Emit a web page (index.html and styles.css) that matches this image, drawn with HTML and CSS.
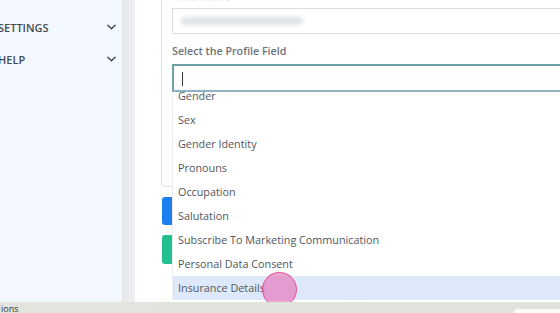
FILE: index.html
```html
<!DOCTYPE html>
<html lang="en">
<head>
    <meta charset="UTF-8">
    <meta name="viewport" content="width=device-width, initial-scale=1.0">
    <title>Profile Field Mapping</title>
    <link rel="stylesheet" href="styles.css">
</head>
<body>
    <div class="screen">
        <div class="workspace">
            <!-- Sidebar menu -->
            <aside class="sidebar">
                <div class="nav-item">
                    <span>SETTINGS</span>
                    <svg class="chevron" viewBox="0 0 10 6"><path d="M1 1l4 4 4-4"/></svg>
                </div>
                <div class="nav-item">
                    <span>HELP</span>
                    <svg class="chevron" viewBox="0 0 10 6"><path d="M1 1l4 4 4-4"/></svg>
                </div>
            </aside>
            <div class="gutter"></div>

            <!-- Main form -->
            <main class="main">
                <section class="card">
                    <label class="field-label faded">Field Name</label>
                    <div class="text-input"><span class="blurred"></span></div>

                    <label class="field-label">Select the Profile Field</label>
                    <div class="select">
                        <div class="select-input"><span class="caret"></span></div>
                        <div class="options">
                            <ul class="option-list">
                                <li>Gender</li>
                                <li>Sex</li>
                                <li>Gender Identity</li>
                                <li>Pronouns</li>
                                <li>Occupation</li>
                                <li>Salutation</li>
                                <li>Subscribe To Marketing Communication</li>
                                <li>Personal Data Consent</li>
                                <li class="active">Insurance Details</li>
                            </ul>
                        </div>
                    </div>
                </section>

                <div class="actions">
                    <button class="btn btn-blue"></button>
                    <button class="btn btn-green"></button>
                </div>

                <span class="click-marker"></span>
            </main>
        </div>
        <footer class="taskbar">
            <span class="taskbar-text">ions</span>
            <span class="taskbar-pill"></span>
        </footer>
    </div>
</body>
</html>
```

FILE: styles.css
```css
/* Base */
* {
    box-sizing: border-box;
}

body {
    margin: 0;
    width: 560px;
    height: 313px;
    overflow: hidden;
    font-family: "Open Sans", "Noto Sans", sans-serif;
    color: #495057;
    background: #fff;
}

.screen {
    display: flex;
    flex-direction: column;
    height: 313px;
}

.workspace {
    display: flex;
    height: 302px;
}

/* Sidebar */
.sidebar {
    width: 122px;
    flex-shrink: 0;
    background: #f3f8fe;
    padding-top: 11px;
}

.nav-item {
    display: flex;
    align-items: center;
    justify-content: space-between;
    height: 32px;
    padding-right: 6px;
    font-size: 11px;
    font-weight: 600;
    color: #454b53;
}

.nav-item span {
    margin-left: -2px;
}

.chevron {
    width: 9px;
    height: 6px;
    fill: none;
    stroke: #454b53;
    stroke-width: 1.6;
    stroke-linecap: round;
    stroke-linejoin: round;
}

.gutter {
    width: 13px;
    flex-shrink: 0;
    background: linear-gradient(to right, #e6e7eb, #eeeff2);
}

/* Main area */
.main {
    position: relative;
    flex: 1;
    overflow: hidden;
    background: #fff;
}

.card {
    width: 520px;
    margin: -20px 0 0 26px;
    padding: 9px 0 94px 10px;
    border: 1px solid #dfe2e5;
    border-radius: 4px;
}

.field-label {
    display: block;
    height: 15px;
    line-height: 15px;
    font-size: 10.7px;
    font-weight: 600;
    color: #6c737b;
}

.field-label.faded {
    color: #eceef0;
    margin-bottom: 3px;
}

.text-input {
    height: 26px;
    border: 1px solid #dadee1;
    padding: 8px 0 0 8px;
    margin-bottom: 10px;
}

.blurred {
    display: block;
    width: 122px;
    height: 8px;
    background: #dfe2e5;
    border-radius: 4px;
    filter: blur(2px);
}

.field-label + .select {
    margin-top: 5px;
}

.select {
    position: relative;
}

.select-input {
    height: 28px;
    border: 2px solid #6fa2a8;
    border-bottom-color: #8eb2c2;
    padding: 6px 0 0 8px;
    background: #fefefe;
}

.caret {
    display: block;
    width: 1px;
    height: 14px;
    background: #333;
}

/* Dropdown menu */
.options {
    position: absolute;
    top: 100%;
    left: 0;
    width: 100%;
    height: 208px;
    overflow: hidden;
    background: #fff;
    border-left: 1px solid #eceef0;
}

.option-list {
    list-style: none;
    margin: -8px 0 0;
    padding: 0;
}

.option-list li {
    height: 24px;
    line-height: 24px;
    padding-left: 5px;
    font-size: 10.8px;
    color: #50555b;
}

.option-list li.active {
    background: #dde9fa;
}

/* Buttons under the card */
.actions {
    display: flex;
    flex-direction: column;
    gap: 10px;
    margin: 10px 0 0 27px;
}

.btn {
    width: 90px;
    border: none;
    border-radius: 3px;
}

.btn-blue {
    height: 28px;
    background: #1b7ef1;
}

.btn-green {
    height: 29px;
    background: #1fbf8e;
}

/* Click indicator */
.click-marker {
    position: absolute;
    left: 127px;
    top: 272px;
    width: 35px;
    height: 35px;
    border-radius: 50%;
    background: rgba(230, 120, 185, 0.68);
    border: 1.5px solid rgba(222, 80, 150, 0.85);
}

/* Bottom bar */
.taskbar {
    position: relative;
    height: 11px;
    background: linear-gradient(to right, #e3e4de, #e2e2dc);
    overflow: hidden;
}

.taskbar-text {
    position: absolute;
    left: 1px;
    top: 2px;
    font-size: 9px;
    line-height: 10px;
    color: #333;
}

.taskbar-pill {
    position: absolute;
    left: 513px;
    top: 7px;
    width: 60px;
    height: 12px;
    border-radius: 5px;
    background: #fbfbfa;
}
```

▶ TASK GOAL: In the listing above, find each line with the word "index" and copy it.

▶ FULL RESPONSE:
Emit a web page (index.html and styles.css) that matches this image, drawn with HTML and CSS.
FILE: index.html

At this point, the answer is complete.